Since HEMP does not ordinarily occur during peacetime, degradation of the protection is not evident from
peacetime operation of the facility. Therefore, the HEMP protection has greatest value if it is durable. The
protection should not be degraded by normal use and maintenance of the facility. The protection should not
depend on extraordinary configuration control.  It must accommodate facility growth and modification.
Components critical to the protection should be few in number, accessible, and testable.
Protecting communication facilities against the HEMP typically consists of developing a closed HEMP barrier
about the facility. The barrier consists of a shield to exclude the incident space waves and various barrier
elements on the essential penetrating conductors and in the apertures required for personnel and equipment.

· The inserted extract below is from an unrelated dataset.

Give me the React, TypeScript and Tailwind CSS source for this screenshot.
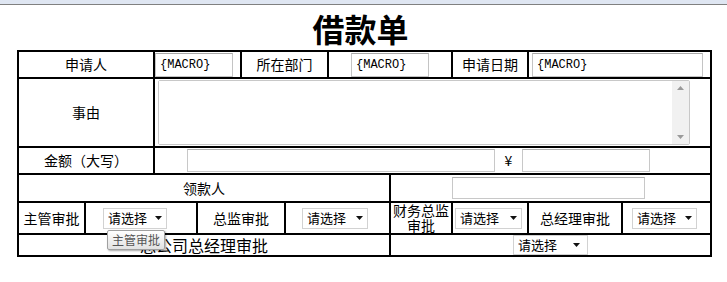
import React from 'react'

function MacroInput({ w }: { w: string }) {
  return (
    <div className={`${w} h-[24px] flex items-center border border-[#c4c4c4] border-t-[#a8a8a8] bg-white pl-[4px] font-['Liberation_Mono',monospace] text-[12px] text-black`}>
      {'{MACRO}'}
    </div>
  )
}

function Blank({ w, h }: { w: string; h: string }) {
  return <div className={`${w} ${h} border border-[#c8c8c8] border-t-[#b0b0b0] bg-white`} />
}

function Picker({ w, h = 'h-[21px]', pr = 'pr-[4px]' }: { w: string; h?: string; pr?: string }) {
  return (
    <div className={`${w} ${h} flex items-center justify-between pl-[4px] ${pr} border border-[#d2d2d2] bg-white text-[13px] text-black`}>
      <span>请选择</span>
      <svg width="7" height="4" viewBox="0 0 7 4">
        <path d="M0 0h7L3.5 4z" fill="#111" />
      </svg>
    </div>
  )
}

export default function App() {
  const cell = 'border-r-2 border-black flex items-center justify-center shrink-0'

  return (
    <div className="relative w-[727px] h-[282px] bg-white overflow-hidden font-['Noto_Sans_CJK_SC',sans-serif] text-[14px] text-black">
      {/* browser chrome remnant */}
      <div className="h-[5px] bg-[#dfe6f2] border-b border-[#808080]" />

      <div className="h-[45px] flex items-center justify-center pr-[6px] text-[32px] font-bold leading-none">
        借款单
      </div>

      <div className="ml-[17px] w-[695px] border-2 border-black">
        {/* row 1 */}
        <div className="flex h-[27px] border-b-2 border-black">
          <div className={`${cell} w-[136px]`}>申请人</div>
          <div className={`${cell} w-[87px] justify-start`}>
            <MacroInput w="w-[78px]" />
          </div>
          <div className={`${cell} w-[87px]`}>所在部门</div>
          <div className={`${cell} w-[124px]`}>
            <MacroInput w="w-[78px]" />
          </div>
          <div className={`${cell} w-[76px]`}>申请日期</div>
          <div className="flex-1 flex items-center pl-[3px]">
            <MacroInput w="w-[171px]" />
          </div>
        </div>

        {/* row 2 */}
        <div className="flex h-[69px] border-b-2 border-black">
          <div className={`${cell} w-[136px]`}>事由</div>
          <div className="flex-1 flex items-center pl-[3px]">
            <div className="w-[532px] h-[65px] flex border border-[#c8c8c8] rounded-[2px] bg-white">
              <textarea className="flex-1 resize-none outline-none bg-white" />
              <div className="w-[17px] bg-[#f1f1f1] flex flex-col items-center justify-between py-[5px]">
                <svg width="7" height="4" viewBox="0 0 7 4">
                  <path d="M3.5 0L7 4H0z" fill="#9a9a9a" />
                </svg>
                <svg width="7" height="4" viewBox="0 0 7 4">
                  <path d="M0 0h7L3.5 4z" fill="#9a9a9a" />
                </svg>
              </div>
            </div>
          </div>
        </div>

        {/* row 3 */}
        <div className="flex h-[27px] border-b-2 border-black">
          <div className={`${cell} w-[136px]`}>金额（大写）</div>
          <div className="flex-1 flex items-center pl-[32px]">
            <Blank w="w-[308px]" h="h-[23px]" />
            <div className="w-[27px] text-center">¥</div>
            <Blank w="w-[128px]" h="h-[23px]" />
          </div>
        </div>

        {/* row 4 */}
        <div className="flex h-[28px] border-b-2 border-black">
          <div className={`${cell} w-[372px]`}>领款人</div>
          <div className="flex-1 flex items-center pl-[61px]">
            <Blank w="w-[193px]" h="h-[22px]" />
          </div>
        </div>

        {/* row 5 */}
        <div className="flex h-[32px] border-b-2 border-black">
          <div className={`${cell} w-[67px]`}>主管审批</div>
          <div className={`${cell} w-[112px] justify-start pl-[17px]`}>
            <Picker w="w-[64px]" />
          </div>
          <div className={`${cell} w-[88px]`}>总监审批</div>
          <div className={`${cell} w-[105px] justify-start pl-[16px]`}>
            <Picker w="w-[66px]" />
          </div>
          <div className={`${cell} w-[62px]`}>
            <p className="w-[58px] leading-[15px] text-center">财务总监审批</p>
          </div>
          <div className={`${cell} w-[76px] justify-start pl-[2px]`}>
            <Picker w="w-[67px]" />
          </div>
          <div className={`${cell} w-[94px]`}>总经理审批</div>
          <div className="flex-1 flex items-center pl-[9px]">
            <Picker w="w-[65px]" />
          </div>
        </div>

        {/* row 6 */}
        <div className="flex h-[20px]">
          <div className={`${cell} w-[372px] text-[16px]`}>总公司总经理审批</div>
          <div className="flex-1 flex items-center justify-center">
            <Picker w="w-[75px]" h="h-[20px]" pr="pr-[7px]" />
          </div>
        </div>
      </div>

      {/* tooltip */}
      <div className="absolute left-[107px] top-[230px] w-[58px] h-[20px] flex items-center justify-center border border-[#a0a0a0] rounded-[2px] bg-gradient-to-b from-white to-[#e2e2e2] shadow-[1px_1px_2px_rgba(0,0,0,0.35)] text-[12px] text-[#555]">
        主管审批
      </div>
    </div>
  )
}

The number of penetrating wires, apertures, and other features that must be evaluated to verify the HEMP
protection is kept as small as possible.  In addition, attention is given to the number of system states or
configurations for which the protection must be determined.  Durability and accessibility of the protection
elements are also important.
10.4.1 HEMP Barrier. Shield. The facility-level shield used for protection against HEMP is typically fabricated from
welded sheet steel. The thickness is usually selected for ease of fabrication, but in areas where exceptional
mechanical abuse is likely, mechanical strength, as well as workability, may be a consideration.  Shield
assembly is typically accomplished by continuous welding, brazing, hard soldering, or other fused-metal process
to minimize the number of discontinuities in the shield (a weld or other fused-metal joint is considered
continuous metal). Penetrating Conductors.
Concepts for penetrating conductor treatment are illustrated in Figure 10-9. Penetrating conductors that can
be grounded, such as plumbing, waveguides, grounding cables, and cable shields, are bonded to the shield wall at
their point of entry by peripherally welding them to the wall or by the use of clamps, collets, etc., that
peripherally bond the penetrating conductor to the shield with little or no discontinuity.
Signal and power wires that need not penetrate the shield should not penetrate the shield. Wires that must
penetrate the shield must be treated with a barrier element, such as a filter or surge arrester, that closes the
barrier above a voltage threshold or outside the passband required for signal or power transmission.